Correct. Leftover interior house paint from gawdonlyknowswhat.

Drying a rough piece in bags can be a tricky endeavor. Plastic bags (obviously) don't allow any moisture to escape.  Within a week or two, your blank with be covered in rank, sticky mold and will smell awful. Paper bags do allow moisture to escape, yet somewhat slower than if the blank was just out in the open air. I tried paper bags a few years ago and sometimes it worked...sometimes it didn't. Sometimes even the paper bag held in so much moisture that it started to grow mold itself.

In the abstract, painting the surface is preferred because it plugs up the pores (slowing the transit of moisture) but doesn't leave mold anywhere dark and damp to work its moldy awfulness.

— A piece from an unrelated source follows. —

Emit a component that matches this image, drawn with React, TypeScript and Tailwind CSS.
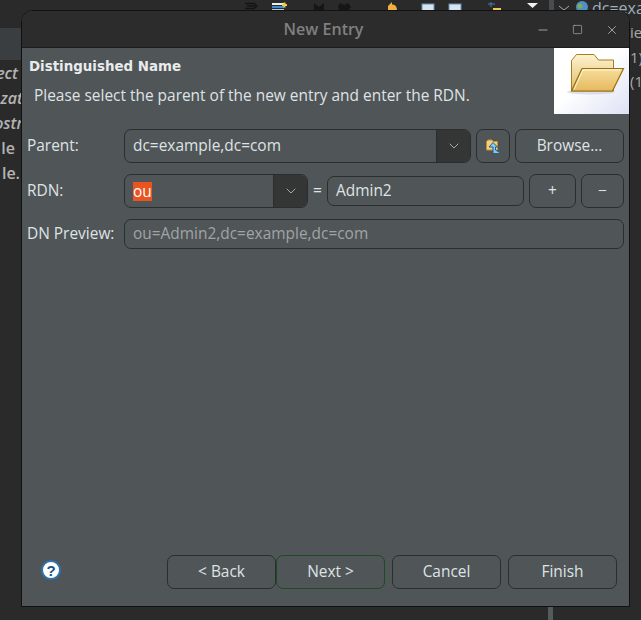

In this case, however, nothing would have saved this blank. (Except perhaps a vacuum kiln?) As one other poster mentioned, redbud is just a wild and wonky wood. Lesson learned.

Looking at the picture the first problem is leaving the pith on the bowl. This is the epicenter for cracking and keeps the wood from relieving the drying stresses without splitting. The house paint is another thing I would not use, acrylic paint will pass moisture fairly easy. The point behind the bagging is to keep the moisture gradient through the wood fairly even. You may have to change the bags out often to prevent mold but you do what it needs done. If the outside of the wood dries too fast and shrinks on to the inside splitting is how it balances the forces. 

Good luck on your next bowl, may it make something nice.